— Task input —

★ ★ ★ ★

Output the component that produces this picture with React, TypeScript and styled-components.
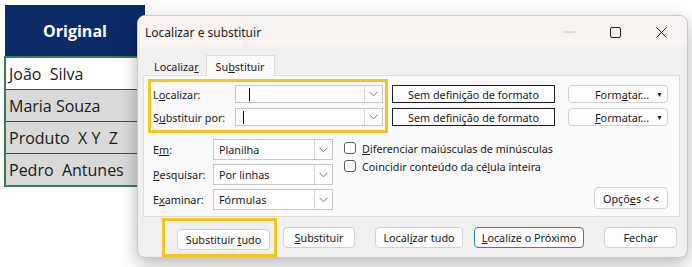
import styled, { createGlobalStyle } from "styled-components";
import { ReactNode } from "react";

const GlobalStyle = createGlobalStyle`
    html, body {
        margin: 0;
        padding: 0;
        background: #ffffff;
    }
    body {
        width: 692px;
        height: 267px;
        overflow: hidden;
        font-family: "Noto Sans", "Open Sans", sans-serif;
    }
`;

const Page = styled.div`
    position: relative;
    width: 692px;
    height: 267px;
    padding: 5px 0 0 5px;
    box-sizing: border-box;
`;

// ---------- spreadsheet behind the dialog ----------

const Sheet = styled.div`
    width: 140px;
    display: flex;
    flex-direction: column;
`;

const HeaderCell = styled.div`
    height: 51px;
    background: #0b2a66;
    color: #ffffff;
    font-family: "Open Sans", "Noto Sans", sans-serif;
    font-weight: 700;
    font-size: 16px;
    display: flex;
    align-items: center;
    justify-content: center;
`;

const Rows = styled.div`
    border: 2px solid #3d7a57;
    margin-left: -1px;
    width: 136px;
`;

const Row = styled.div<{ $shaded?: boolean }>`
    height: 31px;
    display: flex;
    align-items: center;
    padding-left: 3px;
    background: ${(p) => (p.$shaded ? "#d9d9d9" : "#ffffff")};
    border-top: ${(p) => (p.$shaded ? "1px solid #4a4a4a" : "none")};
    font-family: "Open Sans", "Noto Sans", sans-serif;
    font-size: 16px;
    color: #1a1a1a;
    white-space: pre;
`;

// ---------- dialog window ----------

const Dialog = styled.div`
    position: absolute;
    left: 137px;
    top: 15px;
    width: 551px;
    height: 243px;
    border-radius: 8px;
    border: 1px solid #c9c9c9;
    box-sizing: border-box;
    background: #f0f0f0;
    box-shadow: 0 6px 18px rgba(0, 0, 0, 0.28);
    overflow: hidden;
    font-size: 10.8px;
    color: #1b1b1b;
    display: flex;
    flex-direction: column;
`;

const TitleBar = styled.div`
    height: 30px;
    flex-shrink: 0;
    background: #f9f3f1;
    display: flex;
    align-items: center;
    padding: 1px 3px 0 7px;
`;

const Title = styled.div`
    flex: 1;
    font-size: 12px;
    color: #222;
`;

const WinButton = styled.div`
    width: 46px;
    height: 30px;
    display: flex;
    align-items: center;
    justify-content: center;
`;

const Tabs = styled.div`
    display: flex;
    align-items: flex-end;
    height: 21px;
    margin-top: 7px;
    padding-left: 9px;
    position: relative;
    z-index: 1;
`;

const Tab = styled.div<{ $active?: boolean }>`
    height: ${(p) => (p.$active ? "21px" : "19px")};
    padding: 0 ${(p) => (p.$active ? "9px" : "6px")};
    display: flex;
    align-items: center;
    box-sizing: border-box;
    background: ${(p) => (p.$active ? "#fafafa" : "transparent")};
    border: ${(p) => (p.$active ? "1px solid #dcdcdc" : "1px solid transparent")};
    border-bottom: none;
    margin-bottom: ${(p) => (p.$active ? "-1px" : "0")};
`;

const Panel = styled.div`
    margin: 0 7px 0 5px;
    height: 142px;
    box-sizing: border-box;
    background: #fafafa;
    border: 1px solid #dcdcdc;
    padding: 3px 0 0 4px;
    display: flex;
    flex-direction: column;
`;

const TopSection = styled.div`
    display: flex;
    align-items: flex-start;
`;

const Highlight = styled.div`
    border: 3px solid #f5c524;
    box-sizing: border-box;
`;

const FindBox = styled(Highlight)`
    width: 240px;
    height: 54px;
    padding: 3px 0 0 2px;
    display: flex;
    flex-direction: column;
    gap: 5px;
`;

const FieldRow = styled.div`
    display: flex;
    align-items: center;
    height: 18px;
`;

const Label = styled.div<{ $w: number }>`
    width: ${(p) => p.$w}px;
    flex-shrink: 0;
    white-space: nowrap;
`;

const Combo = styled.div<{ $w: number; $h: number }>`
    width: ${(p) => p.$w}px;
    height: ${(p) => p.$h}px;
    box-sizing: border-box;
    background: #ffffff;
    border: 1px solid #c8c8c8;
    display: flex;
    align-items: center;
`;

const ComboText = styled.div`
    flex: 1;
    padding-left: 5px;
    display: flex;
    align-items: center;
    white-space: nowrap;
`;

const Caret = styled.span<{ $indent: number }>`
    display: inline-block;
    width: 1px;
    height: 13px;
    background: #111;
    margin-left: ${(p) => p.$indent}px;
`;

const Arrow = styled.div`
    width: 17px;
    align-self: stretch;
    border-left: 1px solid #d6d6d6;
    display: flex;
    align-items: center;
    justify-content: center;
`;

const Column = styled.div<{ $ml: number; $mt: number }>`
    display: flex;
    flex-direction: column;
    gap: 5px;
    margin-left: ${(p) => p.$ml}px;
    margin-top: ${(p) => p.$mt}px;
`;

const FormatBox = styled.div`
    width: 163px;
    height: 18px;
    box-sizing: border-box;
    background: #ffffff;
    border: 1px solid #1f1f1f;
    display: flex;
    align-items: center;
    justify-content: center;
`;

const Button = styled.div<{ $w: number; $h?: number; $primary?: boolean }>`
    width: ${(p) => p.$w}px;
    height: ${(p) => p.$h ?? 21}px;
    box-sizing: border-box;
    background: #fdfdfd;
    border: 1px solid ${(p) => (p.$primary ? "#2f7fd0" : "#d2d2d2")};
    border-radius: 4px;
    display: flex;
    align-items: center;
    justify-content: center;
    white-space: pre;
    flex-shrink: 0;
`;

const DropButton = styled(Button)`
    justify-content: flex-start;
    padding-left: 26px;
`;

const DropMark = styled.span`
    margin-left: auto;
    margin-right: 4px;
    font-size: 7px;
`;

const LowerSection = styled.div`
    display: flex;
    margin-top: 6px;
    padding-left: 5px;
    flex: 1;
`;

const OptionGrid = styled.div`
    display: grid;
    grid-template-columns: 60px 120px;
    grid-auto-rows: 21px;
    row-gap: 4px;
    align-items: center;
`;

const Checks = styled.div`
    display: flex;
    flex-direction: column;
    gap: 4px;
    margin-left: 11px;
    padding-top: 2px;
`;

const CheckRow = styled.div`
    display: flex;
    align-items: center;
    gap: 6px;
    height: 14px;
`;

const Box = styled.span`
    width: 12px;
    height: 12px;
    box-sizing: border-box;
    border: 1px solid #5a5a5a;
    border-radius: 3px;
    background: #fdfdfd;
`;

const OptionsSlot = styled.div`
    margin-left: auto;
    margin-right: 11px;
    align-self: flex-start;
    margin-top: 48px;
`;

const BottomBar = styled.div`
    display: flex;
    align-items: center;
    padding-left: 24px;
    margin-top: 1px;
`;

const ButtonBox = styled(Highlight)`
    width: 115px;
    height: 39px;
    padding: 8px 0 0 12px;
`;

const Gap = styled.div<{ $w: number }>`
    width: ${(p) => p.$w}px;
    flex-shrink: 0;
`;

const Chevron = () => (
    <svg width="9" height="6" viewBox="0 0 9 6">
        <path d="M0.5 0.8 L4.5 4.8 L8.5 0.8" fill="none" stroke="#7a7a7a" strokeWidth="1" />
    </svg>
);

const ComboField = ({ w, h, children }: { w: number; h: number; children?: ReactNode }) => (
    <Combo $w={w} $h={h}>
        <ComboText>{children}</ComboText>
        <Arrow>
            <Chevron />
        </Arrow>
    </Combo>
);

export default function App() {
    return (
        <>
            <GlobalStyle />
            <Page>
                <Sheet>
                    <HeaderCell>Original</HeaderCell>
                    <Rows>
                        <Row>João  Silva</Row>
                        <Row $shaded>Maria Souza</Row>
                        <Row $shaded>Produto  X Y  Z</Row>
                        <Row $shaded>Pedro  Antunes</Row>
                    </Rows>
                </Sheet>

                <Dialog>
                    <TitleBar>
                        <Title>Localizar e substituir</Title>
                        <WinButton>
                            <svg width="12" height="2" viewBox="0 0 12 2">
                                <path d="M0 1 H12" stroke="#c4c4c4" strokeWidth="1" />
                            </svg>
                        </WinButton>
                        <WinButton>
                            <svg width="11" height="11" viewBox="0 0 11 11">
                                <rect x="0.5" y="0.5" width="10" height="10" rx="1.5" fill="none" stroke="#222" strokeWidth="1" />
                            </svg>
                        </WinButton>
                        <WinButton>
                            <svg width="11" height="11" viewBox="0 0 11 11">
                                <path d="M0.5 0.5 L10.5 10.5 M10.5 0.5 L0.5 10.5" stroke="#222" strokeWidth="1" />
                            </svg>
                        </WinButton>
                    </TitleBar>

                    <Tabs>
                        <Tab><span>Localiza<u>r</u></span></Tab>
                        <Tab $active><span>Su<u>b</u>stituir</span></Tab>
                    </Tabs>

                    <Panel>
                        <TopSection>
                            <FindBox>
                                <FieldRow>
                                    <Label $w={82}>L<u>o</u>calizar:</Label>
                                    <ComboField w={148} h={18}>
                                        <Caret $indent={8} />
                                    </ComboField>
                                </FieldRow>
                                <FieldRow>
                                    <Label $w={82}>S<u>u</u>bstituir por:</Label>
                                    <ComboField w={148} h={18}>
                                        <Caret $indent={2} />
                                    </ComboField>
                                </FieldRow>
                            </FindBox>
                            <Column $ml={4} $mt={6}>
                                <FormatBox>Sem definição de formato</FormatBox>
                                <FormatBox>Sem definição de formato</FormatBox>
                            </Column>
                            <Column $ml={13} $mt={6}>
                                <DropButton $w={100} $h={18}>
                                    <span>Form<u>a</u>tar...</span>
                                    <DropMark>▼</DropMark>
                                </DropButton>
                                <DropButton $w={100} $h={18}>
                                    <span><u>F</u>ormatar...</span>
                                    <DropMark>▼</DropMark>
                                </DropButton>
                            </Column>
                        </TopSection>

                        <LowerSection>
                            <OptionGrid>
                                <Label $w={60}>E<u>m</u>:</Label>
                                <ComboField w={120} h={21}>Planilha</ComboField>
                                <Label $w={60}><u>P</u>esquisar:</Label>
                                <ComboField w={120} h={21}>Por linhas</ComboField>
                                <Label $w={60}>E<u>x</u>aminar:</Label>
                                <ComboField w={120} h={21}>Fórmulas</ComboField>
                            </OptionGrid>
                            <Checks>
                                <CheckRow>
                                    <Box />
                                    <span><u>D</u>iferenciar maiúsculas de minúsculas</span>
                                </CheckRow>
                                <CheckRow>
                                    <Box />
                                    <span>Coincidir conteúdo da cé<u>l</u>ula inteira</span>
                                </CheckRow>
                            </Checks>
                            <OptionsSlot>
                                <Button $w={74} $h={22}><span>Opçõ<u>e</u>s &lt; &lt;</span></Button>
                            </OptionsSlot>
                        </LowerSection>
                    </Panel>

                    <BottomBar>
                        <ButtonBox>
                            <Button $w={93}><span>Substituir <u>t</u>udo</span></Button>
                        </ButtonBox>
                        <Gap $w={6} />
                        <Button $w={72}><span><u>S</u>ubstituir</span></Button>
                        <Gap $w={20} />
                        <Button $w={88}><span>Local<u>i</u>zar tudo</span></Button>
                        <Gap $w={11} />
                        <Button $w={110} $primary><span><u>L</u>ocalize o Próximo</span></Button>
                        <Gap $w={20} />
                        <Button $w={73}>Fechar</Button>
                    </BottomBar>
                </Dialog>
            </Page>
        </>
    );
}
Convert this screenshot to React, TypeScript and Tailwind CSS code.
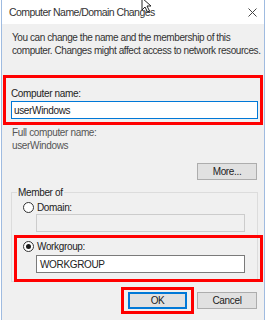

★ ★ ★ ★

Locate the word "components" in the data above. Copy every line carrying it.

Output the component that produces this picture with React, TypeScript and styled-components.
import styled, { createGlobalStyle } from "styled-components";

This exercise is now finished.